Saturday, June 13, 2009

Fort Lewis wounded warriors team up with Habitat for Humanity

Over and over again we read about how our wounded troops, no matter how seriously they are wounded, end up still giving back, helping others. While these remarkable people are simply heart warming to some, others are reminded of how little they ask of us and what we fail to do. How can anyone look at these people, read the accounts of a broken system, over 900,000 claims in the VA backlog, not to mention how many still in service wait for care, and not be totally appalled?

Think of how unique they all are. Teenagers right out of high school, deciding they are willing to risk their lives for the sake of the rest of us and enter into the military to do it. Twenty year olds, trapped between being a kid and adult, willing to go wherever, whenever this country asks them to go. We had twenty-something year olds give up their jobs, careers they spent years going to college to prepare for, families, houses, friends, everything they wanted out of life, after September 11th. Many of them had no intention of joining the military but after this nation was attacked, they stepped up and said they would go to the ends of the earth and lay down their own lives.

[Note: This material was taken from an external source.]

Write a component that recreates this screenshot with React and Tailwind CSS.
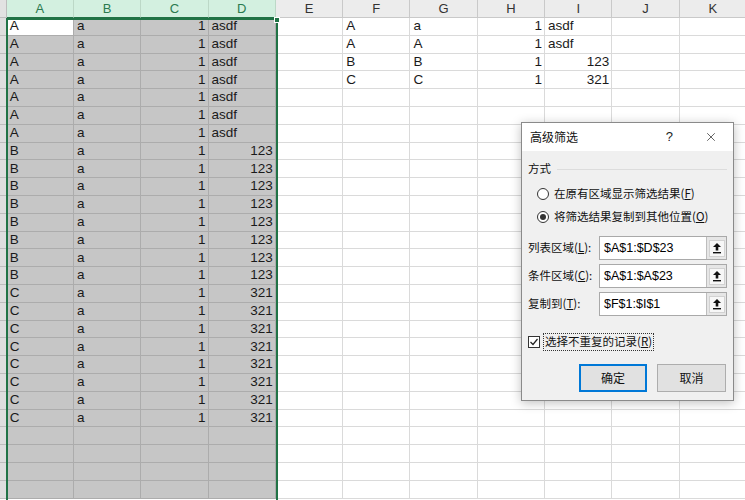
import { X } from "lucide-react";

const COLS = ["A", "B", "C", "D", "E", "F", "G", "H", "I", "J", "K"];

const leftData = [
  ...Array.from({ length: 7 }, () => ["A", "a", 1, "asdf"]),
  ...Array.from({ length: 8 }, () => ["B", "a", 1, 123]),
  ...Array.from({ length: 8 }, () => ["C", "a", 1, 321]),
];

const rightData = [
  ["A", "a", 1, "asdf"],
  ["A", "A", 1, "asdf"],
  ["B", "B", 1, 123],
  ["C", "C", 1, 321],
];

const ROW_COUNT = 27;

const Cell = ({ value, selected, active }) => {
  const isNum = typeof value === "number";
  return (
    <div
      className={`w-[67.3px] shrink-0 h-full border-r border-b flex items-end pb-[2px] leading-none text-[13.5px] text-[#1a1a1a] overflow-hidden whitespace-nowrap ${
        isNum ? "justify-end pr-[2px]" : "justify-start pl-[3px]"
      } ${
        active
          ? "bg-white border-[#acacac]"
          : selected
          ? "bg-[#c6c6c6] border-[#acacac]"
          : "bg-white border-[#dadada]"
      }`}
    >
      {value}
    </div>
  );
};

const Radio = ({ checked, children }) => (
  <div className="flex items-center gap-[5px] pl-[9px] h-[17px]">
    <div className="w-[12px] h-[12px] rounded-full border border-[#333] bg-white flex items-center justify-center">
      {checked && <div className="w-[6px] h-[6px] rounded-full bg-[#333]" />}
    </div>
    <span>{children}</span>
  </div>
);

const RefIcon = () => (
  <svg width="10" height="12" viewBox="0 0 10 12">
    <path d="M5 1 L9 5 L6.3 5 L6.3 8.5 L3.7 8.5 L3.7 5 L1 5 Z" fill="#111" />
    <rect x="1" y="10" width="8" height="1.4" fill="#111" />
  </svg>
);

const RangeField = ({ label, value }) => (
  <div className="flex items-center h-[24px]">
    <div className="w-[71px] shrink-0">{label}</div>
    <div className="w-[129px] h-full flex border border-[#a9a9a9] bg-white">
      <div className="flex-1 flex items-center pl-[4px] text-[12.5px] font-['Liberation_Sans',sans-serif] text-black">
        {value}
      </div>
      <div className="w-[20px] h-full bg-[#e6e6e6] border-l border-[#bdbdbd] flex items-center justify-center">
        <div className="w-[16px] h-[17px] bg-[#f7f7f7] border border-[#d2d2d2] flex items-center justify-center">
          <RefIcon />
        </div>
      </div>
    </div>
  </div>
);

const Dialog = () => (
  <div className="absolute left-[521px] top-[122px] w-[213px] h-[279px] border border-[#8a8a8a] bg-[#f0f0f0] shadow-[0_2px_10px_rgba(0,0,0,0.25)] font-['Noto_Sans_CJK_SC',sans-serif] text-[11.5px] text-[#111]">
    <div className="h-[28px] bg-white flex items-center pl-[8px] pr-[15px]">
      <span className="text-[12px]">高级筛选</span>
      <span className="ml-auto text-[13px] font-['Liberation_Sans',sans-serif] text-[#222]">?</span>
      <X className="ml-[31px] text-[#222]" size={14} strokeWidth={1.2} />
    </div>
    <div className="px-[6px]">
      <div className="mt-[10px] h-[16px] flex items-center gap-[6px]">
        <span>方式</span>
        <div className="flex-1 h-px bg-[#dcdcdc]" />
      </div>
      <div className="mt-[8px]">
        <Radio>
          在原有区域显示筛选结果(<span className="underline">F</span>)
        </Radio>
      </div>
      <div className="mt-[6px]">
        <Radio checked>
          将筛选结果复制到其他位置(<span className="underline">O</span>)
        </Radio>
      </div>
      <div className="mt-[11px]">
        <RangeField
          label={<>列表区域(<span className="underline">L</span>):</>}
          value="$A$1:$D$23"
        />
      </div>
      <div className="mt-[4px]">
        <RangeField
          label={<>条件区域(<span className="underline">C</span>):</>}
          value="$A$1:$A$23"
        />
      </div>
      <div className="mt-[4px]">
        <RangeField
          label={<>复制到(<span className="underline">T</span>):</>}
          value="$F$1:$I$1"
        />
      </div>
      <div className="mt-[17px] h-[18px] flex items-center gap-[3px]">
        <div className="w-[12px] h-[12px] border border-[#333] bg-white flex items-center justify-center">
          <svg width="10" height="10" viewBox="0 0 10 10">
            <path d="M1.5 5 L4 7.5 L8.5 2" fill="none" stroke="#222" strokeWidth="1.2" />
          </svg>
        </div>
        <span className="h-full flex items-center border border-dotted border-[#333] px-[1px]">
          选择不重复的记录(<span className="underline">R</span>)
        </span>
      </div>
      <div className="mt-[13px] flex justify-end gap-[10px] pr-[1px]">
        <button className="w-[68px] h-[28px] bg-[#e1e1e1] border-2 border-[#0078d7] text-[12px]">
          确定
        </button>
        <button className="w-[69px] h-[28px] bg-[#e1e1e1] border border-[#adadad] text-[12px]">
          取消
        </button>
      </div>
    </div>
  </div>
);

export default function App() {
  return (
    <div className="relative w-[745px] h-[500px] overflow-hidden bg-white font-['Liberation_Sans',sans-serif]">
      {/* column headers */}
      <div className="flex h-[18px]">
        <div className="w-[6.7px] shrink-0 h-full bg-[#e2e2e2] border-r border-b border-[#bdbdbd]" />
        {COLS.map((c, i) => (
          <div
            key={c}
            className={`w-[67.3px] shrink-0 h-full flex items-center justify-center text-[13px] border-r border-b ${
              i < 4
                ? "bg-[#d3f0e0] text-[#2b7a4f] border-r-[#bcd8c7] border-b-[#217346]"
                : "bg-[#ececec] text-[#333] border-[#c9c9c9]"
            }`}
          >
            {c}
          </div>
        ))}
      </div>

      {/* rows */}
      {Array.from({ length: ROW_COUNT }, (_, r) => (
        <div key={r} className="flex h-[17.8px]">
          <div className="w-[6.7px] shrink-0 h-full bg-[#dedede] border-r border-b border-[#bdbdbd]" />
          {COLS.map((c, i) => {
            let value = "";
            if (i < 4 && leftData[r]) value = leftData[r][i];
            if (i >= 5 && i <= 8 && rightData[r]) value = rightData[r][i - 5];
            return (
              <Cell
                key={c}
                value={value}
                selected={i < 4}
                active={i === 0 && r === 0}
              />
            );
          })}
        </div>
      ))}

      {/* selection border */}
      <div className="absolute left-[6px] top-[18px] w-[272px] h-[520px] border-2 border-[#217346] pointer-events-none" />
      <div className="absolute left-[274px] top-[17px] w-[6px] h-[6px] bg-[#217346] border border-white" />

      <Dialog />
    </div>
  );
}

Thinking about all of that, how many wounded and waiting for the care they thought we would honor, they still give back. Astonishing!


Fort Lewis' wounded warriors team up with Habitat for Humanity
A group of 27 soldiers who are part of the Warrior Transition Battalion out of Fort Lewis are helping build low-income houses on a Habitat for Humanity project this week.

By Erik Lacitis

Seattle Times staff reporter

Every little bit helps, when you're back home from Iraq or Afghanistan or wherever you were stationed, and know that because of your injury or illness, your Army days are likely over.

And so Wednesday, a group of 27 soldiers who are part of the Warrior Transition Battalion out of Fort Lewis were helping build low-income houses on a Habitat for Humanity project.

They said they wanted to give back to the community, as if they hadn't done enough for the country already.

"It makes them feel needed," said Staff Sgt. James Warren, who has 10 soldiers in his Alpha Company squad that's part of the battalion. He was there helping hammer and hoist materials.

He's 35 and if you're speaking from his right side, sometimes he asks you to repeat what was said.

"Gunfire battles," he explained. That would have been when he was in Afghanistan from 2003 to 2004.

Now he's with the transition battalion, of which there are 37 units across the country, started back in January 2008 after searing reports of troubled medical hold units. Wounded and sick soldiers felt as though they were adrift for months, sometimes years.